Scientific classification
- Kingdom: Plantae
- Clade: Embryophytes
- Clade: Tracheophytes
- Clade: Spermatophytes
- Clade: Angiosperms
- Clade: Eudicots
- Clade: Asterids
- Order: Lamiales
- Family: Stilbaceae
- Genus: Nuxia
- Species: N. floribunda
- Binomial name: Nuxia floribunda Benth.
- Synonyms: Lachnopylis polyantha (Gilg) C.A.Sm.; Nuxia floribunda var. holstii Gilg; Nuxia holstii (Gilg) Gilg; Nuxia polyantha Gilg; Nuxia usambarensis Gilg; Nuxia volkensii Gilg;

= Nuxia floribunda =

- Genus: Nuxia
- Species: floribunda
- Authority: Benth.
- Conservation status: LC
- Synonyms: Lachnopylis polyantha (Gilg) C.A.Sm., Nuxia floribunda var. holstii Gilg, Nuxia holstii (Gilg) Gilg, Nuxia polyantha Gilg, Nuxia usambarensis Gilg, Nuxia volkensii Gilg

Species of tree

Nuxia floribunda, the forest elder, forest nuxia or wild elder, is a species of tree in the Stilbaceae family, that is native to moist regions of southern Africa, East Africa and central tropical Africa.

== Description ==
It usually grows to between 3 and 10 metres tall, although it occasionally may grow as tall as 25 metres. It has a crooked trunk, rough flaking bark and a rounded canopy.

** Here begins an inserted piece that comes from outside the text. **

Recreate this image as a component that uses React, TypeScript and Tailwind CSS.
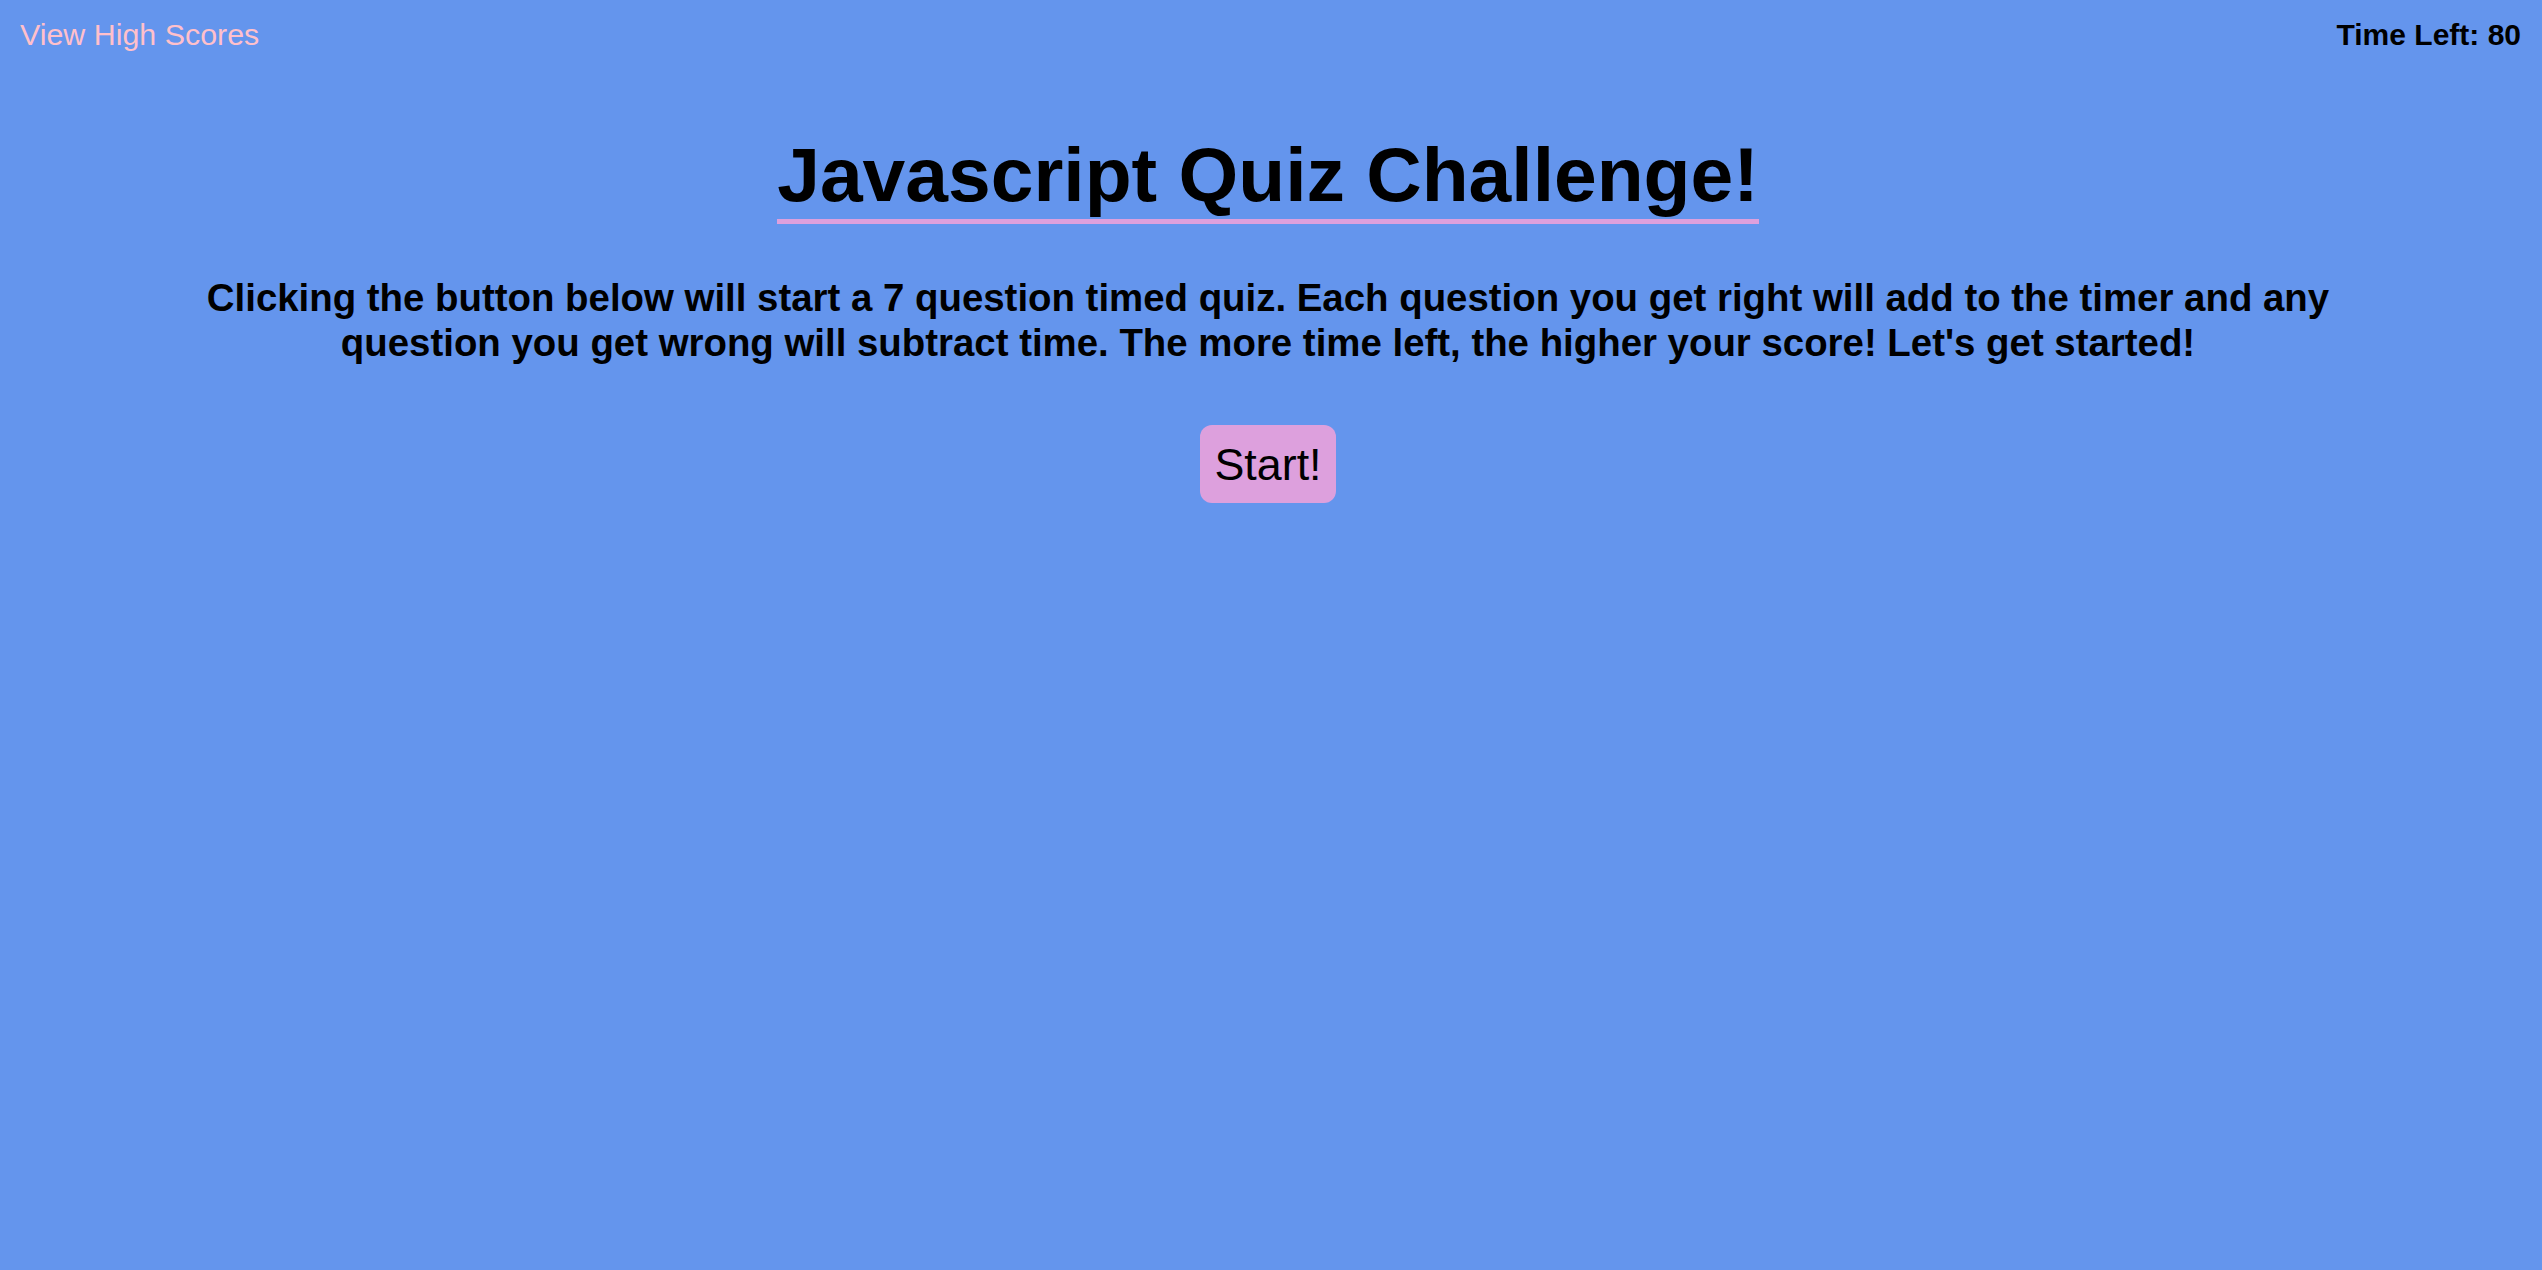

Large panicles of sweetly scented small white to cream flowers are produced from autumn to spring.

==Range and habitat==
The species is native to southern and eastern Africa, from South Africa, through Eswatini, Zimbabwe, Mozambique, Zambia, Malawi, Tanzania, Burundi, Rwanda, eastern Democratic Republic of the Congo, to Uganda and Kenya.

It is a characteristic species of undifferentiated Afromontane forest in southern and eastern Africa.